In real life my name is Ernest Whitman Piper IV, and I am a writer and editor. Most of my published writing has been travel-related. My first book was an "adventure guide" which teaches young uni graduates and gap year types how and where to travel long-term, and why it is worth doing. It's I think available still on amazon and smashwords still though it's wildly out of date at this point. My second book was a brief memoir about producing a musical in Istanbul, and it is available nowhere, because I wrote it for my friends. (Though I recently talked to my mom and she suggested stripmining the both of them for material and making one ur-memoir about all my time spent in the Eastern Mediterranean, and it's not a bad idea.) I am currently working on a novel about a murder mystery, also set in Istanbul, and that's all you're getting from me on that.

My travel writing has also appeared in the Stranger in Seattle, as well as in the Daily Sabah, an unabashed propaganda outlet for the curent government of Turkey. And while I really cannot stand the current government in Turkey, there was a brief window where they paid me to travel all around the Balkans and Turkey and write whatever I wanted, which was pretty cool.

In terms of poetry I've got...not much? I'm very shy about my poetry.
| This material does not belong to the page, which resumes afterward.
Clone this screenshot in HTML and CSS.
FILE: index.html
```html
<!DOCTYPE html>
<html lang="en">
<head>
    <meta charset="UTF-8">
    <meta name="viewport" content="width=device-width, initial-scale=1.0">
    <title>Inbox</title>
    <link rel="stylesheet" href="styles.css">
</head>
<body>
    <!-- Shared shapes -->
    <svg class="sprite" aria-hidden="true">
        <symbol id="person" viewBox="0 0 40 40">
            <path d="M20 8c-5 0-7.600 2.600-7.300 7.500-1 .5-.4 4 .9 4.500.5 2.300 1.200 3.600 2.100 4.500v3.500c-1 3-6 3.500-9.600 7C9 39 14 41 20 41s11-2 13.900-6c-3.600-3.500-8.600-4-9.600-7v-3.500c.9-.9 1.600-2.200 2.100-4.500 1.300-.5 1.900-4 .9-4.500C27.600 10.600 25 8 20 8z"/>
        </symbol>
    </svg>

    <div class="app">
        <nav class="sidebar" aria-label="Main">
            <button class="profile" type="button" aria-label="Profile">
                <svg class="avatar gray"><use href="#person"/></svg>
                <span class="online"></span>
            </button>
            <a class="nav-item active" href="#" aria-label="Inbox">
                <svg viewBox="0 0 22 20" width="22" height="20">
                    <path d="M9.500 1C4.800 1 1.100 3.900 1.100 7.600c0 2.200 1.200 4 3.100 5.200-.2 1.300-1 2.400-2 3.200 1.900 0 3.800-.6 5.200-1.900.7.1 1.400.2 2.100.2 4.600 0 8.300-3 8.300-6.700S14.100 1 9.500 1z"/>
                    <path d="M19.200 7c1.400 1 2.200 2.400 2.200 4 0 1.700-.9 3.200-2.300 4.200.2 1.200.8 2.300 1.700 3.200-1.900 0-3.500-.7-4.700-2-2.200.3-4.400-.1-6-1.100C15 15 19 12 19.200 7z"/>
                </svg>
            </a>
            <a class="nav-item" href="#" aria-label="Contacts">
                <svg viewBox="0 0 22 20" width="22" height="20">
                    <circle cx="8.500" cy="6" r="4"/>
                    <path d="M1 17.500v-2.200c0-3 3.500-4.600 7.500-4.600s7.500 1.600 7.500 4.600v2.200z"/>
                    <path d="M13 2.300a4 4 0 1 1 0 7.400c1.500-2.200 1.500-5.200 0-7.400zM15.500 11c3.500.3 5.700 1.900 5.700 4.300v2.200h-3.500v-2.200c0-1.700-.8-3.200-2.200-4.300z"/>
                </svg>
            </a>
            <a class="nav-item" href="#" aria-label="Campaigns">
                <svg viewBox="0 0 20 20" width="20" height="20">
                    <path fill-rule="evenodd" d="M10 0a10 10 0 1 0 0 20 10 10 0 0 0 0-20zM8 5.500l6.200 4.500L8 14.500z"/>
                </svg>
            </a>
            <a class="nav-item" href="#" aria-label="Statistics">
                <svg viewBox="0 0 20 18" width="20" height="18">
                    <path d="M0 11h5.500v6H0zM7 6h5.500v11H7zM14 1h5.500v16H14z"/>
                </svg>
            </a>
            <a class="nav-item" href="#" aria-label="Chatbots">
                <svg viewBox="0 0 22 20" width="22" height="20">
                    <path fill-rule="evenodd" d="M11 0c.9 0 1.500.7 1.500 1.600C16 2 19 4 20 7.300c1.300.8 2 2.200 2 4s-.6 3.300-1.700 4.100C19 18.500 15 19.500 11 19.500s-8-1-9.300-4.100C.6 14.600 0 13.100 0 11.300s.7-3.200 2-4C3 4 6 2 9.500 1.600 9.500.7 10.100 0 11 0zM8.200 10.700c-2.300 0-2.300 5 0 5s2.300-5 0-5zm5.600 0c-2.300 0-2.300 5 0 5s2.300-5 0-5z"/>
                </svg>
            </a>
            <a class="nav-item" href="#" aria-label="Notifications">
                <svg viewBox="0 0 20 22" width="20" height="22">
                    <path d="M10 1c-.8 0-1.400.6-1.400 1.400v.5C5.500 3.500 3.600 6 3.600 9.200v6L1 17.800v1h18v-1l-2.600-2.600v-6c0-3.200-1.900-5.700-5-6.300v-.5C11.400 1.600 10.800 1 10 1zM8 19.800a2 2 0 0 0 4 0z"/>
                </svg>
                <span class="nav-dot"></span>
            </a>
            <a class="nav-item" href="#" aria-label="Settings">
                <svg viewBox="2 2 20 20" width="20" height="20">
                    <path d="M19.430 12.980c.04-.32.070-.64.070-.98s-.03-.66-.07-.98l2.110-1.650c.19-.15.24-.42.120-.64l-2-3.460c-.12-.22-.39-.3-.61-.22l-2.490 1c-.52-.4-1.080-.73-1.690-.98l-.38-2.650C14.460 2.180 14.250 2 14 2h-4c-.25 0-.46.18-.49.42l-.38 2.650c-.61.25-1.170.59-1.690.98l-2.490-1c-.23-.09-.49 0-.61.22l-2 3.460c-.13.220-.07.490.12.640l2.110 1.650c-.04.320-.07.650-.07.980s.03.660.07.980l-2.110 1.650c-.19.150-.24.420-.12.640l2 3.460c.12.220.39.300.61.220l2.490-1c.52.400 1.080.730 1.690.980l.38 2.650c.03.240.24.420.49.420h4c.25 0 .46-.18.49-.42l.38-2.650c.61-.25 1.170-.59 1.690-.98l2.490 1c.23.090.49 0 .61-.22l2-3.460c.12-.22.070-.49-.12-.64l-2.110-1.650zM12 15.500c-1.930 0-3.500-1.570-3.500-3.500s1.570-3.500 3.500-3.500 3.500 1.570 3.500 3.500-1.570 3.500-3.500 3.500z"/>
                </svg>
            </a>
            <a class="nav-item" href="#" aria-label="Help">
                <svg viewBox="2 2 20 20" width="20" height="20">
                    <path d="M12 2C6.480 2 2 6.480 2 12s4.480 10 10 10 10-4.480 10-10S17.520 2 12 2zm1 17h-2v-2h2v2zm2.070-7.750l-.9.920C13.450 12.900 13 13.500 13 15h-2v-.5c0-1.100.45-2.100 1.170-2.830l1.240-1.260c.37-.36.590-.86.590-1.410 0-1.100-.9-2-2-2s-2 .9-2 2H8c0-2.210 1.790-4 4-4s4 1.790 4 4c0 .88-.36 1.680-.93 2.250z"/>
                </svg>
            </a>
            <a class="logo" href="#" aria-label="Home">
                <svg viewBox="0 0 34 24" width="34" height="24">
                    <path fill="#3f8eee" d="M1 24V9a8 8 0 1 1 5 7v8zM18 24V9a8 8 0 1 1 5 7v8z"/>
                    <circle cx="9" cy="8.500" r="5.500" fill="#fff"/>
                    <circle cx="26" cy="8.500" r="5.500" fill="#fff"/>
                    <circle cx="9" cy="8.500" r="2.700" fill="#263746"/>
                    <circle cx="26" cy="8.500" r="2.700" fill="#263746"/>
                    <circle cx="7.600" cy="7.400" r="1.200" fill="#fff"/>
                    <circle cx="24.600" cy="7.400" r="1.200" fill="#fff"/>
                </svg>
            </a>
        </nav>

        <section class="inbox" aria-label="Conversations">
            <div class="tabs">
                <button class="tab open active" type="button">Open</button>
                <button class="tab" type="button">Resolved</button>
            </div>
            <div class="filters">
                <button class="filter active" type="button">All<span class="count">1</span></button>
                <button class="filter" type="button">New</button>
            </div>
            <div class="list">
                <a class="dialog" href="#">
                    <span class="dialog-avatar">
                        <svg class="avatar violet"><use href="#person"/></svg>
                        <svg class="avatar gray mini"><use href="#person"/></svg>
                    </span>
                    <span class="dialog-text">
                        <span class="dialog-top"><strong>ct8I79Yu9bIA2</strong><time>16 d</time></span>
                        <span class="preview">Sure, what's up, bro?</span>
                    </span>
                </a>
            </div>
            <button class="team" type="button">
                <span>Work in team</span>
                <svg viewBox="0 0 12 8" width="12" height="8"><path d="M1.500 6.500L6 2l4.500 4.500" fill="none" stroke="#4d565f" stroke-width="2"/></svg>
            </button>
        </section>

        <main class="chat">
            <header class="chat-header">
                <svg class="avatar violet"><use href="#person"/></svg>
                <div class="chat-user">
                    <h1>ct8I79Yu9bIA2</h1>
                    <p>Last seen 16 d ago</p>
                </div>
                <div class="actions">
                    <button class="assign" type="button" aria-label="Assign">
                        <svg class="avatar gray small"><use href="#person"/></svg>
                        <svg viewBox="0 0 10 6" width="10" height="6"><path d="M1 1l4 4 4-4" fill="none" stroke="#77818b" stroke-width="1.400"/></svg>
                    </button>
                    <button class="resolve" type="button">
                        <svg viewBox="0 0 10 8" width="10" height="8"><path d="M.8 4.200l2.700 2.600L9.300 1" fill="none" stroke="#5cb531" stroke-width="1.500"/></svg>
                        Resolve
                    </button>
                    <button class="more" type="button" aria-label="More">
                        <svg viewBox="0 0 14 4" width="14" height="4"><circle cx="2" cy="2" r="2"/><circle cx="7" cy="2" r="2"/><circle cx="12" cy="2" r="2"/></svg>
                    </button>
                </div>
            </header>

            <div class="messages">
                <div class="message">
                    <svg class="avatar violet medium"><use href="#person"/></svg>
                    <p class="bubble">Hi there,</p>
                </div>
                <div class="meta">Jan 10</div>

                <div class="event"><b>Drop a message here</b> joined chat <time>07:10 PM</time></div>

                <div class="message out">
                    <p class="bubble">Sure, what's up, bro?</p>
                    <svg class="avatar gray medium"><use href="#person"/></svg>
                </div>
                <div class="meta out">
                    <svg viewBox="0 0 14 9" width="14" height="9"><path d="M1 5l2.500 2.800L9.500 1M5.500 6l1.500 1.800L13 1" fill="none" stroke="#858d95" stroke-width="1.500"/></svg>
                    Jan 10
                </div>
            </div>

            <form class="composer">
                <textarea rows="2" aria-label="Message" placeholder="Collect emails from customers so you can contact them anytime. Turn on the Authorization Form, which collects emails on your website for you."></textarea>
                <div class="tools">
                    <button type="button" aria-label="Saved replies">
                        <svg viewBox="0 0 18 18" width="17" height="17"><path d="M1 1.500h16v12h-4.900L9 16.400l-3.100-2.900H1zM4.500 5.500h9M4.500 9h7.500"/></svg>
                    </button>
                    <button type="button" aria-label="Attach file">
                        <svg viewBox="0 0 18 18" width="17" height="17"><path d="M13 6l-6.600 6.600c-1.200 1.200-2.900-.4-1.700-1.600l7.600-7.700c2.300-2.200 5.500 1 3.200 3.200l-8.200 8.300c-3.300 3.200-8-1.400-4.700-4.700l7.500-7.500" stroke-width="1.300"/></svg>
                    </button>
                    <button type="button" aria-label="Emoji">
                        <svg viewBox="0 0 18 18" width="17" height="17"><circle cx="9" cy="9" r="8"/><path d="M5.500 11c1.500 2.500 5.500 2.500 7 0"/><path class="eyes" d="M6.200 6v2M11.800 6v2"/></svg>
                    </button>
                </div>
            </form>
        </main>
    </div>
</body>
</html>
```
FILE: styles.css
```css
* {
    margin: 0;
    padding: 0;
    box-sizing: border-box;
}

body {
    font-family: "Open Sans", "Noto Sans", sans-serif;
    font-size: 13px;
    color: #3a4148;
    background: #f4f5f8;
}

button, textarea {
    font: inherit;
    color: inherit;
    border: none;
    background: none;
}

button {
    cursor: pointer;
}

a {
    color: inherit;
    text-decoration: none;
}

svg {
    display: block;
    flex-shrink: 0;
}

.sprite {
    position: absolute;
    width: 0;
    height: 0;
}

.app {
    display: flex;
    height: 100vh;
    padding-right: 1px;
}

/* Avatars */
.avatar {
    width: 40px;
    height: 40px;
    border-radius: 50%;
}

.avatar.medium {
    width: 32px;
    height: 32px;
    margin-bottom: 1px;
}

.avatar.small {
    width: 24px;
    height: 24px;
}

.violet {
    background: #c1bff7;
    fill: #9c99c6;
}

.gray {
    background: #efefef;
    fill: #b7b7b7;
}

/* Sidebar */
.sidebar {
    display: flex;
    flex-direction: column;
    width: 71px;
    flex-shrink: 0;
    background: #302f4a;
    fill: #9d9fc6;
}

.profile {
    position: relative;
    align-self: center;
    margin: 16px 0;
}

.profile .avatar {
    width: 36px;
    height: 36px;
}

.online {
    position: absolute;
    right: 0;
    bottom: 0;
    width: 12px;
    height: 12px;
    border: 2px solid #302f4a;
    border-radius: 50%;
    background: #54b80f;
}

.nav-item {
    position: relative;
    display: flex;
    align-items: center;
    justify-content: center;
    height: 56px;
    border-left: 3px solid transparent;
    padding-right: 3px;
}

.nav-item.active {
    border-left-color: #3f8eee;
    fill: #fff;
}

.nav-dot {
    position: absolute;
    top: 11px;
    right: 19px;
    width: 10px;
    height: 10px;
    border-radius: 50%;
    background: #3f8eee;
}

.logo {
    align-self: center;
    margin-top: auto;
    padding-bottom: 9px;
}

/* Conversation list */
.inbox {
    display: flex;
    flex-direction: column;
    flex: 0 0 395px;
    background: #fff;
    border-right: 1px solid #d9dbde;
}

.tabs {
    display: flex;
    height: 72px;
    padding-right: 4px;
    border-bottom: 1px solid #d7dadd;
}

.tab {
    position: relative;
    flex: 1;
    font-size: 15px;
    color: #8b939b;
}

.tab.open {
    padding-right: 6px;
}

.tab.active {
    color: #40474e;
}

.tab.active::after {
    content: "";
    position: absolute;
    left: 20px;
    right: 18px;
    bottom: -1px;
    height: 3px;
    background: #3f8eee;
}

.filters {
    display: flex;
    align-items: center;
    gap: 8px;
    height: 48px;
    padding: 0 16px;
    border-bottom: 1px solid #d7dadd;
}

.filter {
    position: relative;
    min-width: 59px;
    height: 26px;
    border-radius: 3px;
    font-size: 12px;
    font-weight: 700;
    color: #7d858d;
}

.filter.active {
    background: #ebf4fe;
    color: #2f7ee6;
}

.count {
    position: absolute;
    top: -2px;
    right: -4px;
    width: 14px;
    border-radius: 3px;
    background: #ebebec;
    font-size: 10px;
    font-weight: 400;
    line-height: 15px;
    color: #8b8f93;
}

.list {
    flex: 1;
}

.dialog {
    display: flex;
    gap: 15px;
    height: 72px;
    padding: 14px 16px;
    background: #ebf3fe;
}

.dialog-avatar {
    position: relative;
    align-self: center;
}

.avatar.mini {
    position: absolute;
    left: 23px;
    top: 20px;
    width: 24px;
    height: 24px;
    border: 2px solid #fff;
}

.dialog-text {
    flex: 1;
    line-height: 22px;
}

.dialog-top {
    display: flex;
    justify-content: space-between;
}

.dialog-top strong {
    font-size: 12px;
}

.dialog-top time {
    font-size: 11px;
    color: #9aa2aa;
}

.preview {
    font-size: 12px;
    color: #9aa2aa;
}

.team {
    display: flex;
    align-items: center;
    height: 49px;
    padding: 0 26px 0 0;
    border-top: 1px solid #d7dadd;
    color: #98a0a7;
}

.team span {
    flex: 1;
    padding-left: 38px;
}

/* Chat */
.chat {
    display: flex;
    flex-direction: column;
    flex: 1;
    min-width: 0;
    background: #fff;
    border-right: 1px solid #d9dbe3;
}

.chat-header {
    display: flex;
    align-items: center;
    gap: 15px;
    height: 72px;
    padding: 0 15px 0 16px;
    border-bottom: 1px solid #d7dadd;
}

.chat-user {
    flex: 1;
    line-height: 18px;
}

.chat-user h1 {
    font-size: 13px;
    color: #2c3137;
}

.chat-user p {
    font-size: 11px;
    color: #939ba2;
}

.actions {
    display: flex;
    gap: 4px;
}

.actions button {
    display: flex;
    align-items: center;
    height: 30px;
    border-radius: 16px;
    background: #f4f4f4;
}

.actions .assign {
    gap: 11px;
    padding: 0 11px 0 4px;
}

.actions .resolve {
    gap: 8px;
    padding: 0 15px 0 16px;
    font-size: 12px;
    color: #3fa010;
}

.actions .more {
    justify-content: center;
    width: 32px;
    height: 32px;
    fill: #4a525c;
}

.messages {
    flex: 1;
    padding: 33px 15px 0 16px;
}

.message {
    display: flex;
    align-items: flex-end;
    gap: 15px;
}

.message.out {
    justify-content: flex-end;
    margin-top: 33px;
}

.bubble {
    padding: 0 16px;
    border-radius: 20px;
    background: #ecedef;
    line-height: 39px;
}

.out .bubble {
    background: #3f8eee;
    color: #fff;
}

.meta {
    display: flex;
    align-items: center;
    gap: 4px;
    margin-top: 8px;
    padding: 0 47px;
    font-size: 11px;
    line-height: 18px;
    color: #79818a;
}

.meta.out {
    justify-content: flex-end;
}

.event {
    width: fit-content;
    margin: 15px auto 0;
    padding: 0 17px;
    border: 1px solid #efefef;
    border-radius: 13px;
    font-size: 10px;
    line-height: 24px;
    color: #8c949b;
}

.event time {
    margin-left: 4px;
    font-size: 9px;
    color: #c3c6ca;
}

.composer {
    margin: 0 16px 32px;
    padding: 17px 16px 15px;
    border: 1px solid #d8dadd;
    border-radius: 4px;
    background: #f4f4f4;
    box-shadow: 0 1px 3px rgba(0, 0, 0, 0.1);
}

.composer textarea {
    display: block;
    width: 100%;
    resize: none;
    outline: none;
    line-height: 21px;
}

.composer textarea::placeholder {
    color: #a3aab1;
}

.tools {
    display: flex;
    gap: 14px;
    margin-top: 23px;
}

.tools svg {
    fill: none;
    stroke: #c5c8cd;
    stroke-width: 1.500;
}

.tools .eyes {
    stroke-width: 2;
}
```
I have not been published anywhere for a long long time, other than like...my uni's lit journal ages ago. I've published here on the sub mostly. I credit this community for getting me back into it.

I started out trying to write like slash have been deeply influenced by:
Mairead Byrne, Samuel Taylor Coleridge, Edna St. Vincent Millay, Rumi, Nazim Hikmet, Shakespeare, Ocean Vuong, John Ashbery, Shel Silverstein, Derek Mahon, Catullus, Allen Ginsberg, Mary Oliver...I have to stop now or this list is going to get very long indeed

The modern poet's in a strange boat on a foreign sea. I think the mission of any poet should be to map the connections between islands and currents we didn't know were nearby. Poets celebrate useless things and magnify the unseen. I agree with /u/gwrgwir in that a poem should ask that its readers use their brains -- like basically a poet's task these days phrased in practical terms is "why read or write a poem when I could just scroll through the internet for hours unreflectively?"

The most recent thing that inspired a poem was a particularly brutal hangover.